Heatwave melts Marikana Commission
A dysfunctional air-conditioning system and mother nature’s unforgiving wrath have colluded in forcing retired judge Ian Farlam to propose an early adjournment in the day’s proceedings of the Marikana Commission of Inquiry.
The auditorium at the Rustenburg Civic Centre, where the inquiry is being held, has been transformed into a swelteringly hot furnace as a result of a malfunctioning air-conditioning system.
A searing heatwave, which has seen midday temperatures in this bushveld town soar to 37 degrees Celcius, has not helped either.
People seated in the public gallery were forced to fan themselves with anything they could lay their hands on: accreditation tags, newspapers, water bottles and hats.
The legal eagles seated up on the stage were not spared either, with the rising temperatures forcing a bending of the rules regarding them wearing jackets.

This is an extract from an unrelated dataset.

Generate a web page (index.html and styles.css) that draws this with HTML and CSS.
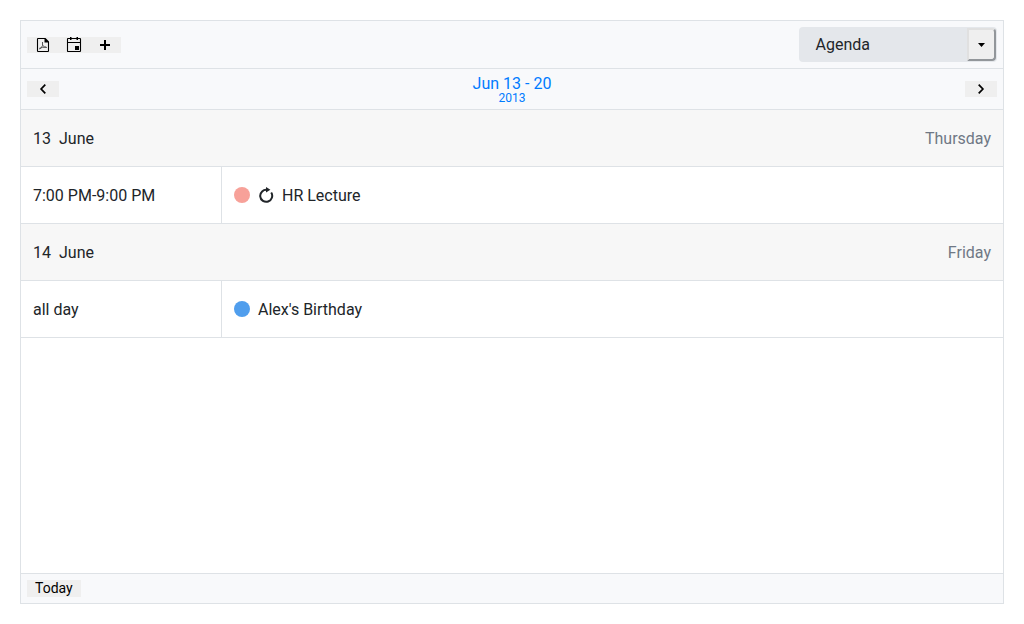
FILE: index.html
```html
<!DOCTYPE html>
<html lang="en">
<head>
<meta charset="utf-8">
<title>Scheduler</title>
<link rel="stylesheet" href="styles.css">
</head>
<body>
<main class="scheduler">
  <header class="toolbar">
    <div class="tools">
      <button class="btn" aria-label="Export to PDF"><svg class="icon" viewBox="0 0 16 16"><path d="M10 1.500H3.100q-.6 0-.6.6v11.800q0 .6.6.6h9.800q.6 0 .6-.6V5" fill="none" stroke="currentColor" stroke-width="1.100"/><path d="M9.500 1H10.500L14 4.500V5.500H9.500z" fill="currentColor"/><path d="M7.500 5v3.500q-.8 2.600-3 3.500M7.600 8.200q1.400 2.100 4.400 2.300M4.200 11.400q3.200-1.400 6.800-1.200" fill="none" stroke="#444" stroke-width=".9"/></svg></button>
      <button class="btn" aria-label="Calendar"><svg class="icon" viewBox="0 0 16 16"><path d="M2.100 1.500h11.800q.6 0 .6.6v11.800q0 .6-.6.6H2.100q-.6 0-.6-.6V2.100q0-.6.6-.6zM1.500 5.500h13" fill="none" stroke="currentColor" stroke-width="1.100"/><path d="M4 0h1.500v3H4zM10.500 0H12v3h-1.500zM9 9h4v4H9z" fill="currentColor"/></svg></button>
      <button class="btn" aria-label="Add event"><svg class="icon" viewBox="0 0 16 16"><path d="M8 3v10M3 8h10" fill="none" stroke="currentColor" stroke-width="2"/></svg></button>
    </div>
    <div class="select">
      <span class="select-value">Agenda</span>
      <button class="select-toggle" aria-label="Choose view"><svg class="caret" viewBox="0 0 7 4"><path d="M0 0h7L3.500 4z" fill="currentColor"/></svg></button>
    </div>
  </header>
  <nav class="navigator">
    <button class="btn" aria-label="Previous"><svg class="icon" viewBox="0 0 16 16"><path d="M10.300 3.600 6.100 8l4.200 4.400" fill="none" stroke="currentColor" stroke-width="1.700"/></svg></button>
    <div class="range"><span class="range-days">Jun 13 - 20</span><span class="range-year">2013</span></div>
    <button class="btn" aria-label="Next"><svg class="icon" viewBox="0 0 16 16"><path d="M5.700 3.600 9.900 8l-4.200 4.400" fill="none" stroke="currentColor" stroke-width="1.700"/></svg></button>
  </nav>
  <section class="agenda">
    <div class="day"><span class="date"><span>13</span><span>June</span></span><span class="weekday">Thursday</span></div>
    <div class="event">
      <div class="time">7:00 PM-9:00 PM</div>
      <div class="details"><span class="dot dot-red"></span><svg class="icon" viewBox="0 0 16 16"><path d="M9.200 2.900A6 6 0 1 0 13.200 5.500" fill="none" stroke="currentColor" stroke-width="2"/><path d="M8 0v5.600l4.400-2.800z" fill="currentColor"/></svg><span>HR Lecture</span></div>
    </div>
    <div class="day"><span class="date"><span>14</span><span>June</span></span><span class="weekday">Friday</span></div>
    <div class="event">
      <div class="time">all day</div>
      <div class="details"><span class="dot dot-blue"></span><span>Alex's Birthday</span></div>
    </div>
  </section>
  <footer class="footer"><button class="today">Today</button></footer>
</main>
</body>
</html>
```
FILE: styles.css
```css
* { box-sizing: border-box; }

body {
  margin: 0;
  padding: 20px;
  background: #fff;
  color: #212529;
  font: 16px/26px Roboto, sans-serif;
}

button {
  margin: 0;
  border: 0;
  background: #efefef;
  color: #000;
  font-family: inherit;
}

.scheduler {
  display: flex;
  flex-direction: column;
  height: 584px;
  border: 1px solid #dee2e6;
}

.toolbar,
.navigator,
.footer {
  display: flex;
  align-items: center;
  justify-content: space-between;
  padding: 0 6px;
  background: #f8f9fb;
}

.toolbar { height: 48px; border-bottom: 1px solid #dee2e6; }
.navigator { height: 41px; border-bottom: 1px solid #dee2e6; }
.footer { height: 30px; border-top: 1px solid #dee2e6; }

.tools { display: flex; padding-top: 1px; }

.btn {
  display: flex;
  width: 32px;
  height: 16px;
  padding: 0 8px;
}

.tools .btn + .btn { margin-left: -1px; }

.icon { display: block; width: 16px; height: 16px; flex: none; }

.select {
  display: flex;
  align-items: center;
  justify-content: space-between;
  width: 198px;
  height: 35px;
  padding: 0 1px 0 16.5px;
  border-radius: 4px;
  background: #e4e7eb;
}

.select-toggle {
  display: flex;
  align-items: center;
  justify-content: center;
  width: 29px;
  height: 33px;
  padding: 0;
  border: 2px solid;
  border-color: #e0e0e0 #92969a #92969a #e0e0e0;
  border-radius: 0 4px 4px 0;
}

.caret { display: block; width: 7px; height: 4px; }

.range {
  display: flex;
  flex-direction: column;
  align-items: center;
  padding-top: 2px;
  color: #007bff;
}

.range-days { line-height: 16px; }
.range-year { font-size: 12px; line-height: 12px; }

.agenda { flex: 1; }

.day,
.event {
  display: flex;
  height: 57px;
  border-bottom: 1px solid #dee2e6;
}

.day {
  align-items: center;
  justify-content: space-between;
  padding: 1px 12px 0;
  background: #f7f7f7;
}

.date { display: flex; gap: 8px; }
.weekday { color: #6f7885; }

.time,
.details {
  display: flex;
  align-items: center;
  padding: 0 12px;
}

.time { width: 201px; padding-top: 1px; border-right: 1px solid #dee2e6; }
.details { gap: 8px; }
.details span:last-child { padding-top: 1px; }

.dot { width: 16px; height: 16px; border-radius: 50%; }
.dot-red { background: #f7a199; }
.dot-blue { background: #509eed; }

.today {
  height: 17px;
  padding: 0 8px;
  font-size: 14px;
  line-height: 17px;
}
```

The lawyers and evidence leaders, who at least have the luxury of bottled water on their tables, hung their jackets behind their chairs and a few could also be seen fanning themselves with accreditation tags.
But as the morning dragged on and the temperatures continued to rise, some in the public gallery could take it no more, dozing off during proceedings.
Farlam announced that workmen had been brought in to work on the air conditioning at lunch time.
Workmen brought in a monster of an air conditioning machine which was set up at an exit door.
The machine was set up and switched on, which seemed to bring some relief.
But Farlam had already suggested on resumption of proceedings after lunch, that the commission adjourn after the flighting of a one-hour long video which captured events of August 16.
The commission has been shown videos taken from CCTV footage from Lonmin offices, another from a Coin Security helicopter and some from police videos and cellphones.